A local carpenter asked, “What are those notches in the moon?”

That, of course, was the big question, which wasn’t answered by astronomers until much later.

Eventually, it was found that the moon has mountains and craters, which the carpenter had noticed.

Jefferson in the London Illustrated News
The London Illustrated News reported on several viewings by astronomers in various parts of America, including the one in Jefferson.

“We have engraved a view of the temporary observatory used by the party at Jefferson city, which is a thriving little town of (800?) people and three years’ growth.”

Another engraving was also published of Jefferson from the area of the observatory.

Ashe’s eclipse photographs did not look like some taken in other locations.

He had sent the negatives of the total eclipse to an observatory in Cranford, Middlesex, England, for a Mr. De la Rue to examine. Later, Ashe had to endure an accusation by De la Rue that the images were defective, due to movement of the telescope during the photographing, or his rapid shooting was at fault.

Ashe was outraged.  

Immediately, he replied, giving lengthy evidence to “clear myself of these crimes.” After several letters to De la Rue, including those from the other astronomers in his party, it was concluded that the local haze contributed to the photographic differences.

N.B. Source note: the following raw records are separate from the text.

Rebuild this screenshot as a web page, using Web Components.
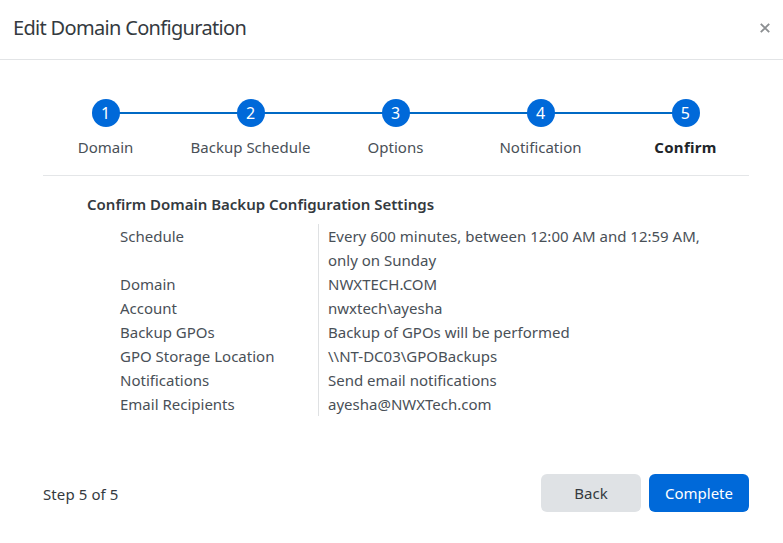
<!DOCTYPE html>
<html><head><meta charset="utf-8"><style>
html,body{margin:0;padding:0;background:#fff}
body{font-family:"Noto Sans","Open Sans",sans-serif;color:#343a40}
</style></head><body>
<domain-dialog title-text="Edit Domain Configuration">
<wizard-stepper></wizard-stepper>
<summary-section heading="Confirm Domain Backup Configuration Settings">
<summary-row label="Schedule">Every 600 minutes, between 12:00 AM and 12:59 AM, only on Sunday</summary-row>
<summary-row label="Domain">NWXTECH.COM</summary-row>
<summary-row label="Account">nwxtech\ayesha</summary-row>
<summary-row label="Backup GPOs">Backup of GPOs will be performed</summary-row>
<summary-row label="GPO Storage Location">\\NT-DC03\GPOBackups</summary-row>
<summary-row label="Notifications">Send email notifications</summary-row>
<summary-row label="Email Recipients">ayesha@NWXTech.com</summary-row>
</summary-section>
</domain-dialog>
<script>
const def=(n,css,html)=>customElements.define(n,class extends HTMLElement{
  connectedCallback(){ if(this.shadowRoot)return; const s=this.attachShadow({mode:'open'});
    s.innerHTML='<style>'+css+'</style>'+(typeof html==='function'?html(this):html); }
});
def('domain-dialog',`
:host{display:flex;flex-direction:column;width:783px;height:543px;box-sizing:border-box;background:#fff}
header{height:60px;flex:none;box-sizing:border-box;display:flex;align-items:center;justify-content:space-between;padding:0 13px 3px 13px;border-bottom:1px solid #e2e4e6}
h1{margin:0;font:400 20px/24px "Noto Sans",sans-serif;letter-spacing:-.68px;color:#343a40}
svg{display:block}
main{flex:1;min-height:0;padding:0 34px 0 43px}
footer{height:69px;flex:none;box-sizing:border-box;display:flex;align-items:flex-start;justify-content:space-between;padding:0 34px 0 43px;}
.step{font-size:15px;line-height:41px;letter-spacing:.1px;color:#343a40}
.btns{display:flex;gap:8px}
button{width:100px;height:38px;border:0;border-radius:6px;font:400 15px/38px "Noto Sans",sans-serif;padding:0}
.back{background:#dfe2e5;color:#343a40}
.done{background:#0069d9;color:#fff}
`,h=>`<header><h1>${h.getAttribute('title-text')}</h1>
<svg width="10" height="10" viewBox="0 0 10 10" aria-label="Close"><path d="M.8.8l8.4 8.4M9.2.8L.8 9.2" stroke="#8c8f92" stroke-width="1.9" fill="none"/></svg></header>
<main><slot></slot></main>
<footer><span class="step">Step 5 of 5</span><div class="btns"><button class="back">Back</button><button class="done">Complete</button></div></footer>`);
def('wizard-stepper',`
:host{display:block;margin:0 -9px 0 -10px;padding:39px 0 19px;position:relative}
:host::after{content:"";position:absolute;left:10px;right:9px;bottom:0;height:1px;background:#e4e6e8}
ol{list-style:none;margin:0;padding:0;display:grid;grid-template-columns:repeat(5,145px)}
li{display:flex;flex-direction:column;align-items:center;position:relative;font-size:15px;line-height:20px;color:#495057}
li:not(:last-child)::before{content:"";position:absolute;left:50%;width:100%;top:13px;height:2px;background:#0069c4}
b{position:relative;width:28px;height:28px;border-radius:50%;background:#0069d9;color:#fff;font:400 16px/28px "Noto Sans",sans-serif;text-align:center;margin-bottom:10px}
li.on{font-weight:700;color:#212529;letter-spacing:.3px}
`,()=>`<ol>${['Domain','Backup Schedule','Options','Notification','Confirm'].map((t,i)=>`<li class="${i==4?'on':''}"><b>${i+1}</b><span>${t}</span></li>`).join('')}</ol>`);
def('summary-section',`
:host{display:block;padding:16px 0 0 44px}
h2{margin:0 0 8px;font:600 15px/24px "Noto Sans",sans-serif;color:#343a40}
.rows{display:flex;flex-direction:column;padding-left:33px}
`,h=>`<h2>${h.getAttribute('heading')}</h2><div class="rows"><slot></slot></div>`);
def('summary-row',`
:host{display:grid;grid-template-columns:198px 1fr;font-size:15px;line-height:24px;color:#495057}
.v{border-left:1px solid #dfe1e3;padding-left:9px;width:388px}
`,h=>`<div class="l">${h.getAttribute('label')}</div><div class="v"><slot></slot></div>`);
</script>
</body></html>
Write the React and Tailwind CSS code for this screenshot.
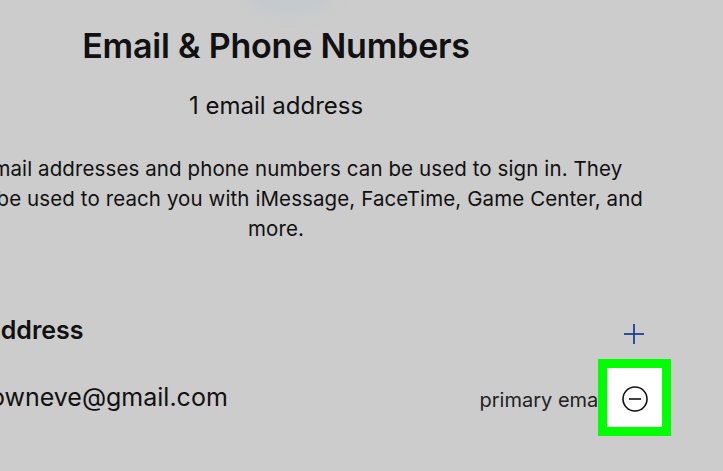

His  expedition was proclaimed a success.

Area residents had their own ideas about the great eclipse.

A few days after the event, the Jefferson Era reported, “An old lady came to town the other day and in speaking of the eclipse said she hated awfully to see the sun in such a bad fix.”

Author Mikki Schwarzkopf is a member of the Greene County Historical Society.
She first learned about the 1869 eclipse while transcribing an early Jefferson Era newspaper.

“There was only a paragraph or so about the eclipse,” she says, “but it did mention E. D. Ashe from Toronto. I started digging from there, and found the text of his report on his trip, given to the Royal Society of Astronomy in Toronto. I was expecting very dry, technical stuff, but it was both interesting and funny.”